Stonehenge has been describes as an astronomical observatory. It is oriented to the sun at the Summer Solstice, which rises above the heel stone. Some say this should be "heal stone", as the circle was associated with healing at Midsummer.

The Wand

The most propitious time in the year to make a magic wand is at Midsummer. The wand is the tool that joins the physical and spiritual realms and transmits energy from one to the other. The wand relates to the element of fire, creativity, life energy, and the spirit. It focuses and directs the magical will to make it manifest in the world. It is the magical tool connected with the season of summer, noonday, and the direction of the south.

You should cut your own wand from living wood. This is the subject of misunderstanding. Some say that the wood must be taken in such a way as to capture the dryad of the tree, but this is a kind of shorthand for something much more profound. Every plant has its own spirit, which embodies its character, its magical vibration, its lessons and its complex connection within the Web of Life.

You should go out before dawn on Midsummer Day and seek your chosen tree as the sun rises. the wood should be virgin--that is, one year's growth only--and the wand should be cut from the tree at a single stroke. It should measure from elbow to fingertip. If you wish, you can smooth and polish the wand with glasspaper, but do not varnish it.

Consecrating the Wand

The wand is consecrated with incense of bay, cedar, frankincense, hazel and pine, with the following words:

God and Goddess, deign to bless this wand, which I would consecrate and set aside.
Let it obtain the necessary virtues for acts of beauty and love in the names of the Lord and Lady.
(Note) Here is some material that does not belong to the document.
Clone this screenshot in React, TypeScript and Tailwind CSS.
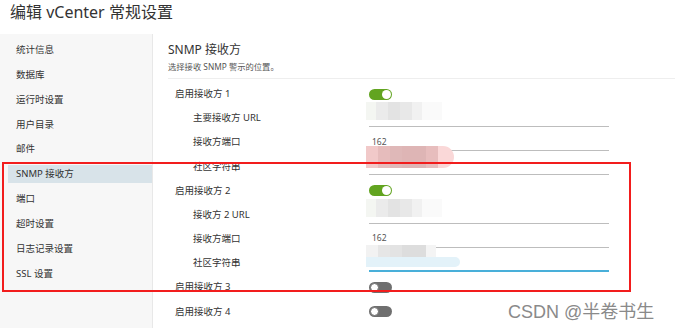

Pass it through the elements in the following manner: Push the tip into the earth, through a candle flame, into the dish of water, and through the air in the sign of the pentacle, and then say:

God and Goddess, I call upon you to bless this instrument, which I have prepared in your honor.

Hold it high in the air and say:

Let blessing be.

Midsummer Spells

Sweetheart's Blossom Spell

Take a lily bulb and plant it in a clean pot that has never been used before. While you plant it, repeat the name of the one you love, and then say:

As this root grows
And as this blossom blows,
May his (her) heart be
Turned unto me.

Midsummer Candle Spell

For a general well-being and prosperity spell, take a yellow or gold candle and anoint it with marigold oil, saying:

In honor of the Lord and Lady on this Eve of St. John, grant me fruitfulness and profit of my planting and my work. In the name of the Lady and her Lord. So mote it be.

Burning away Negativity

Throw into the fire all things that represent things that have negative associations for you. You might take the opportunity to give up smoking, for example, by throwing a pack of cigarettes into the flames. Old magical tools and books that are no longer needed or that are broken can be disposed of in the Midsummer fire.